9) Where can philosophers of education and interested scholars get a copy of this book?
I hope it will be widely distributed, so try your usual book supplier. But if you have any problems, contact Sally Sigmund at the Institute of Education, London: s.sigmund@ioe.ac.uk
10) What have I neglected to ask?
You have asked me about some of the individual contributions but not about how I see the book overall. I’d say it is more than the sum of its individual parts, because of the debate that it reflects and carries forward. So let me say a little about the other contributions.
Gerald Grace, a sociologist involved, like Terry McLaughlin, in Catholic schooling, gives a helpful introduction to Terry’s work in that field. Hanan Alexander, a well known scholar of Jewish education, writes a response to Callan’s view of religious understanding: Alexander emphasizes the experience of relationship to the divine, rather than a belief that an entity does or does not exist.

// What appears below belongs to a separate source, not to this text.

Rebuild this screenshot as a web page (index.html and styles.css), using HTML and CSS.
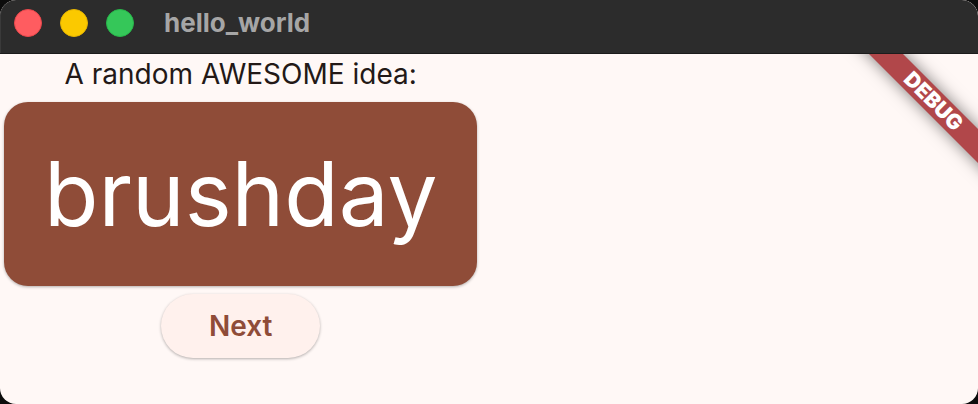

J. Mark Halstead, who has done a lot of work on Islamic education, gives a very useful overview of the debate over faith schooling, and defends it against objectors. Finally, my colleague Michael Hand comments on the other contributions, taking a critical view of the arguments in favour of religious upbringing. So, it is truly a discussion in which diverse voices are heard. The debate is going on all the time in the wider society, but too often with a polarization between secularists and believers. In this book we see the concern to listen to and understand in depth all sides of the question.
Terry McLaughlin would have approved.